--- START OF Task material ---

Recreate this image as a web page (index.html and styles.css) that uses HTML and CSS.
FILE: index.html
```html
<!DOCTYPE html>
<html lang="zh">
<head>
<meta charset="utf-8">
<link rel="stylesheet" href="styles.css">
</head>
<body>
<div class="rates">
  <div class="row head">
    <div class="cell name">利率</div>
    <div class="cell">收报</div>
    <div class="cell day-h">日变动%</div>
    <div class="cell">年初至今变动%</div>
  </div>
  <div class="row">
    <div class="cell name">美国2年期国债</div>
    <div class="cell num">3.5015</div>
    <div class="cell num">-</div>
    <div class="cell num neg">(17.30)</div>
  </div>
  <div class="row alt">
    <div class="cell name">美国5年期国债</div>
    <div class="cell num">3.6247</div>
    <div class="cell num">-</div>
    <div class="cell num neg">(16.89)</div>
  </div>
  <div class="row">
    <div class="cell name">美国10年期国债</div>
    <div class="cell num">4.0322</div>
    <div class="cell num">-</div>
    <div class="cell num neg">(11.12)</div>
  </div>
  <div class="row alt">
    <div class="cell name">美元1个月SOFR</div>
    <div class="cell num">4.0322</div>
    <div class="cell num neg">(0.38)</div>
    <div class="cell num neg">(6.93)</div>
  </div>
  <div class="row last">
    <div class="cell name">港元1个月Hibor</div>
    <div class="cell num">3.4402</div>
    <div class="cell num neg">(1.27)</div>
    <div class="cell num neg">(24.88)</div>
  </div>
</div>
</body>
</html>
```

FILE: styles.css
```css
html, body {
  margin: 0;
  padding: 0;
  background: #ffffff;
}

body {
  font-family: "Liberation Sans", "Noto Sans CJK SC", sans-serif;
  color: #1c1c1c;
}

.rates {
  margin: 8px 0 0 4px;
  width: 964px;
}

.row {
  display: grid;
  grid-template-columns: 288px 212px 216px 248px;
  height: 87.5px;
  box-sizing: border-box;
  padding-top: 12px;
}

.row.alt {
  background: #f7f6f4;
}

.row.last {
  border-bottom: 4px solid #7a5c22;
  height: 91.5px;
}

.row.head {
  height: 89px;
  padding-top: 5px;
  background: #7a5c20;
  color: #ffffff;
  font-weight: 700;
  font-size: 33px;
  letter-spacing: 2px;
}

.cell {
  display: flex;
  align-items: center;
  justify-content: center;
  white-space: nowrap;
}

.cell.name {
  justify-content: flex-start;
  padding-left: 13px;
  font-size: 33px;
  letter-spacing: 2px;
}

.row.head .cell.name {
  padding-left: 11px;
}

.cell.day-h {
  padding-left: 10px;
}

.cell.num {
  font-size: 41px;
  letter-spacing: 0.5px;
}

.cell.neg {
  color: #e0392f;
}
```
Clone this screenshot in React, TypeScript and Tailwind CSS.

--- END OF Task material ---
--- START OF Task material ---

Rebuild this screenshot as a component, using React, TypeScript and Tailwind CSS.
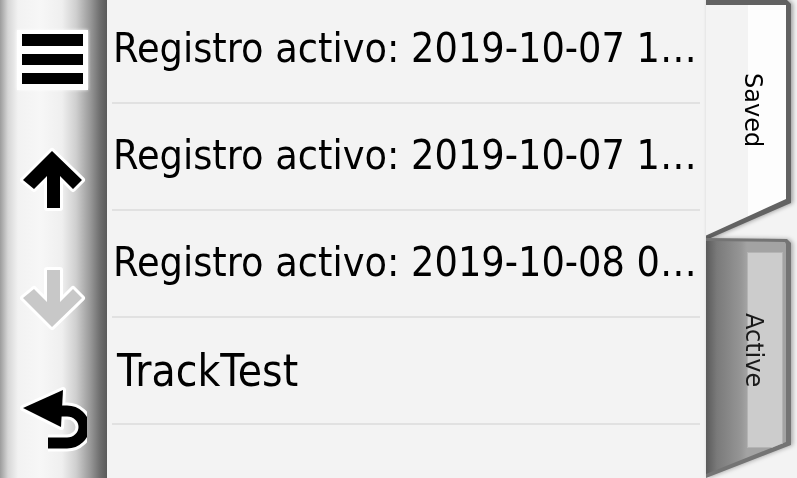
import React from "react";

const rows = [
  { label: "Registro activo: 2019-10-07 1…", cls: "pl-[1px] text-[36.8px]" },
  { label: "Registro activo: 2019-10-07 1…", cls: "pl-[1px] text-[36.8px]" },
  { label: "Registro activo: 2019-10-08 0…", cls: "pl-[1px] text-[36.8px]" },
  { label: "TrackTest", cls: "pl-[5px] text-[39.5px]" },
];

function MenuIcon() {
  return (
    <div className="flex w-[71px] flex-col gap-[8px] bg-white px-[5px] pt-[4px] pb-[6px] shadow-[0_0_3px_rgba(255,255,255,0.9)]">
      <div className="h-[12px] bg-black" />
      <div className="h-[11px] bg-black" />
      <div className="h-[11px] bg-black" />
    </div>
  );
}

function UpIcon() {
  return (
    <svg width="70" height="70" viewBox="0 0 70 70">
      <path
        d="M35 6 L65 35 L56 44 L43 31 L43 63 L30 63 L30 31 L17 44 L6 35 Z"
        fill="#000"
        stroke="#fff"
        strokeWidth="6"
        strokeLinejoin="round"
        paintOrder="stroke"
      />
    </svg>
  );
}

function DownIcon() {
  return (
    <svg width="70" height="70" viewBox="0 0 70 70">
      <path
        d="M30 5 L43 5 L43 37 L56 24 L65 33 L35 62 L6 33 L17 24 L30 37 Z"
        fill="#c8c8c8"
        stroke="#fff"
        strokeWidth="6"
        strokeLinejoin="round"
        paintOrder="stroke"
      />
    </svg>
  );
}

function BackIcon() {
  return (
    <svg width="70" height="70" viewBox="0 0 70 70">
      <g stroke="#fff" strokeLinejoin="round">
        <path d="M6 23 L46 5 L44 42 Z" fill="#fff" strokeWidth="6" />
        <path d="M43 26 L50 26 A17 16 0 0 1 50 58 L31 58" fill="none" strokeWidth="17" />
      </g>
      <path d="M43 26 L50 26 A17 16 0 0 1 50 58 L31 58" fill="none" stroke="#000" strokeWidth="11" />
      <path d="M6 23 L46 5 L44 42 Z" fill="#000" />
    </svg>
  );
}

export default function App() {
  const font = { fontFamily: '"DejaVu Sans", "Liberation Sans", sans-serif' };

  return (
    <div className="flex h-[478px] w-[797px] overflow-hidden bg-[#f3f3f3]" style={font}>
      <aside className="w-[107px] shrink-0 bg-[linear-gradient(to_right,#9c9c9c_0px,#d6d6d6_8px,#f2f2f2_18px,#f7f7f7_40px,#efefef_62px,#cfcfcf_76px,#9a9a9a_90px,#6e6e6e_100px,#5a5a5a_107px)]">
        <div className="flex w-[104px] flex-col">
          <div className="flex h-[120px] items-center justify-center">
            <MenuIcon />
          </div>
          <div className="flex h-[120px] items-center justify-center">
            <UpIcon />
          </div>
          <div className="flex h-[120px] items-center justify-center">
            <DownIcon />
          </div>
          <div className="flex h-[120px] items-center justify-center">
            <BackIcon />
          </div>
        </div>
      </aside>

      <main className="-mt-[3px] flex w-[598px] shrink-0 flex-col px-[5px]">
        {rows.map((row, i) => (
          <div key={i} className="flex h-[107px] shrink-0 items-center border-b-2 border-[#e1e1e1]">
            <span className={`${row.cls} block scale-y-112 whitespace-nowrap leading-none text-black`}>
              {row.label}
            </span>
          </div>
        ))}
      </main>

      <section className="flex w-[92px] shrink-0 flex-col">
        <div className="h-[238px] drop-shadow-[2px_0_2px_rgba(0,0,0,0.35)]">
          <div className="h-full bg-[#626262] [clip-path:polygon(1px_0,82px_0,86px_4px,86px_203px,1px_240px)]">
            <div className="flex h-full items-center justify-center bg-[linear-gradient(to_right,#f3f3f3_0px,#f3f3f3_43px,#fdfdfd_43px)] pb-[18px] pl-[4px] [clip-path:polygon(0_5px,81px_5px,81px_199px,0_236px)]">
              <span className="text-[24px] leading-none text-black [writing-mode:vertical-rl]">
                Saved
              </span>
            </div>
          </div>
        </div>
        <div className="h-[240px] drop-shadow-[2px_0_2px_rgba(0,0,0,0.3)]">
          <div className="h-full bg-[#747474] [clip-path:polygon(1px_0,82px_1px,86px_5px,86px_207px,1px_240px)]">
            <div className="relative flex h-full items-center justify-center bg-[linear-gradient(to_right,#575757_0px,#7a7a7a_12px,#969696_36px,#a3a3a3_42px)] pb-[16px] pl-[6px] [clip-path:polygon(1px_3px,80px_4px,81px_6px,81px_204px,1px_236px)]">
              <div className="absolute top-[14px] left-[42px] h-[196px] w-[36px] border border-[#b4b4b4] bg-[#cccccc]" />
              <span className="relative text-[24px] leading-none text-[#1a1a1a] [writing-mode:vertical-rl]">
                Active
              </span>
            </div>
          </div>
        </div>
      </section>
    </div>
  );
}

--- END OF Task material ---
--- START OF Task material ---

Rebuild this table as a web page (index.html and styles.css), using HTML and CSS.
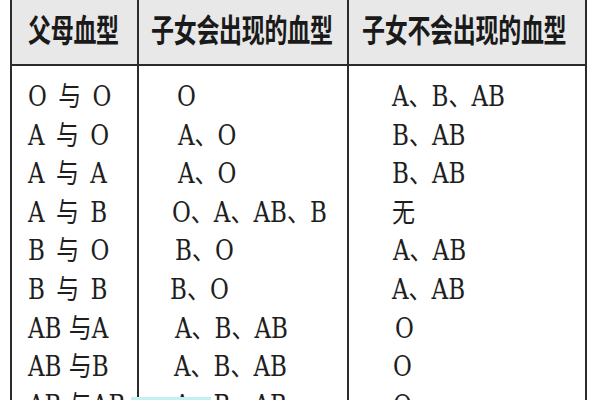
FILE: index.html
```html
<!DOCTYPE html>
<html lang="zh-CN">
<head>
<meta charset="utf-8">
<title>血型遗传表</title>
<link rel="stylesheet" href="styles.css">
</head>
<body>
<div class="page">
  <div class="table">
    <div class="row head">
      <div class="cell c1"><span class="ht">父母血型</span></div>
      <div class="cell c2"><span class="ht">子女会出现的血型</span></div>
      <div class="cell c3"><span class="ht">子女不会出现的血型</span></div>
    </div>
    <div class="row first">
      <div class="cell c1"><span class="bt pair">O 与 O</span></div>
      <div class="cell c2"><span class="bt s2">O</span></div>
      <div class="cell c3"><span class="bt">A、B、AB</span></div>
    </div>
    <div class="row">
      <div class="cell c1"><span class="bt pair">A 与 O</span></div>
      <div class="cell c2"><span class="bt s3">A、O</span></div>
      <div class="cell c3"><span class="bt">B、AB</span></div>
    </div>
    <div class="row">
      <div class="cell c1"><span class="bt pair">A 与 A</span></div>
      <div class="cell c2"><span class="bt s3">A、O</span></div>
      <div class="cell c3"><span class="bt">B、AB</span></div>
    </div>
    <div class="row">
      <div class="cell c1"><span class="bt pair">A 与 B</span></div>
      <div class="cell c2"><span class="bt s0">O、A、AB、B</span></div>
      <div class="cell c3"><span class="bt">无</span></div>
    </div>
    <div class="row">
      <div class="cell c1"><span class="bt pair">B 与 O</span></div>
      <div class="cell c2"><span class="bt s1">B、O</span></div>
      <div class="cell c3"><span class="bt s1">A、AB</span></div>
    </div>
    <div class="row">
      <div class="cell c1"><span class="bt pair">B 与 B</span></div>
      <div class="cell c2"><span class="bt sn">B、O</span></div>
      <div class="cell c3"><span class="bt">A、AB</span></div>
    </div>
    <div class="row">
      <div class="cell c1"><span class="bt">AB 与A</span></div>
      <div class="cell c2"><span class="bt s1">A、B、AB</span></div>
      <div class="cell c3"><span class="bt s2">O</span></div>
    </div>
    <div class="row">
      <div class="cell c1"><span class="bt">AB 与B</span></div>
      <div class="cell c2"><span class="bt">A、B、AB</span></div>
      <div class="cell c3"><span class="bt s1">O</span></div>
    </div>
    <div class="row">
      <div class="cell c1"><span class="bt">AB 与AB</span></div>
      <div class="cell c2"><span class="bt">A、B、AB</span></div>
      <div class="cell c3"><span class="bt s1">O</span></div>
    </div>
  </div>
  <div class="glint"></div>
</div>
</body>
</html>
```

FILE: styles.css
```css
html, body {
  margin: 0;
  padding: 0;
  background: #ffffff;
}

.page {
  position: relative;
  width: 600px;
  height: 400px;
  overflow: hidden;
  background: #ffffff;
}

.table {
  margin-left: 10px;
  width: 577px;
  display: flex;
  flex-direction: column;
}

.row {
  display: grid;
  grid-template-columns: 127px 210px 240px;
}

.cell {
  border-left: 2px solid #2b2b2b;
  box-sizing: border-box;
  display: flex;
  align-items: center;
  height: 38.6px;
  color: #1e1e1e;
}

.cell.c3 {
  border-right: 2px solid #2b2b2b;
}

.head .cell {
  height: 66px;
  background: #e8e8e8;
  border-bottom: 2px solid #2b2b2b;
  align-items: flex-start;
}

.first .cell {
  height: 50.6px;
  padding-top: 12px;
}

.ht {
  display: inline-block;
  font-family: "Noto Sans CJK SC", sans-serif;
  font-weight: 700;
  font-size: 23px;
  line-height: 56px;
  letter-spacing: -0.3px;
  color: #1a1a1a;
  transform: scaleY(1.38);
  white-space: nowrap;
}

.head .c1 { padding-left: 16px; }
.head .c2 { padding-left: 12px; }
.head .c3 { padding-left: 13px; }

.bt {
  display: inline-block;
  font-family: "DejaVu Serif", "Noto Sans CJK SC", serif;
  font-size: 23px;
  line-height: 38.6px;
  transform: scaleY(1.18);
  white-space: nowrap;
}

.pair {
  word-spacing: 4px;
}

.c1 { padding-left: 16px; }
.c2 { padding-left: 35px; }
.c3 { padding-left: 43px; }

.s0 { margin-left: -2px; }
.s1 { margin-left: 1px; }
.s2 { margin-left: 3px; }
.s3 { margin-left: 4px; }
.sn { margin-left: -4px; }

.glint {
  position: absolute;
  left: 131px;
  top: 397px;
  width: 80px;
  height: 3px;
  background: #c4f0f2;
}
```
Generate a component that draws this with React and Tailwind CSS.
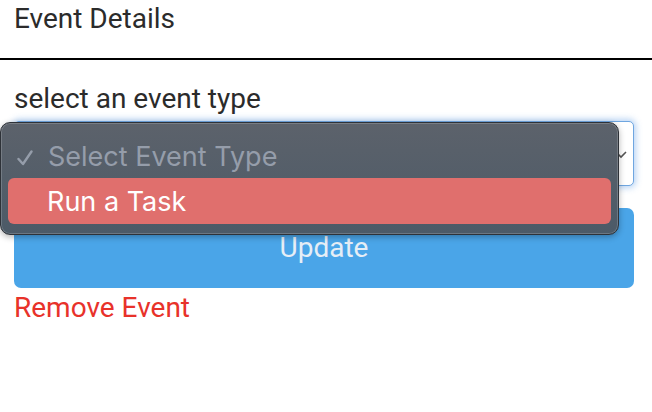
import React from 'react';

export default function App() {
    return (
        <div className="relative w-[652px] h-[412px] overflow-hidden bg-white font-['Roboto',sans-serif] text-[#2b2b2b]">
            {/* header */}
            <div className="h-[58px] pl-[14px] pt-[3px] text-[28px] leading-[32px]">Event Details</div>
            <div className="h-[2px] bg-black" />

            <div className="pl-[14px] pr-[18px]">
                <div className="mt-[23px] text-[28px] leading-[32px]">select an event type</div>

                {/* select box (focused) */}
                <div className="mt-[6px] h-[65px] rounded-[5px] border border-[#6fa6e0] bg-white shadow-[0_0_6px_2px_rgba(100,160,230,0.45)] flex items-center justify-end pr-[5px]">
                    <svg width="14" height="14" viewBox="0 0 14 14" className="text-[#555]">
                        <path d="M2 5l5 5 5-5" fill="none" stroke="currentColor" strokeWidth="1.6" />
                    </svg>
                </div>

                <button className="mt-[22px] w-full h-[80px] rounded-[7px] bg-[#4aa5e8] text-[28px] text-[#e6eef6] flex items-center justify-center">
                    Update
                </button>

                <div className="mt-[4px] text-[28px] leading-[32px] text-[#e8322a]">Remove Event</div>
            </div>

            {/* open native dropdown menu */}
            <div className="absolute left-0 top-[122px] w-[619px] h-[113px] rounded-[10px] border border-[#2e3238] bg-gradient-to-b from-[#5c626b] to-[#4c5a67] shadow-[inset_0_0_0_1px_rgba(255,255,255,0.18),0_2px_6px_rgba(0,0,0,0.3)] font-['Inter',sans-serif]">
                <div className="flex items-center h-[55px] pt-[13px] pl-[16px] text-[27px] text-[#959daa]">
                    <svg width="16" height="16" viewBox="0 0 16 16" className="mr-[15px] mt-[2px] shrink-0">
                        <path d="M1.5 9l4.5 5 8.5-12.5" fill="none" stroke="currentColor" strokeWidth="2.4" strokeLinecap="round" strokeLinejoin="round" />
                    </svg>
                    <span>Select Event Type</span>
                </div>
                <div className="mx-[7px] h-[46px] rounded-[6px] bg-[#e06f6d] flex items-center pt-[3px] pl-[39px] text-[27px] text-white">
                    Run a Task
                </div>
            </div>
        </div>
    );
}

--- END OF Task material ---

Short exercise:
Write out the lines from the one containing "Generate a component" down to the one containing "import React from 'react';", both included, exactly as they appear. Leave out any pictures.

Solution to the problem:
Generate a component that draws this with React and Tailwind CSS.
import React from 'react';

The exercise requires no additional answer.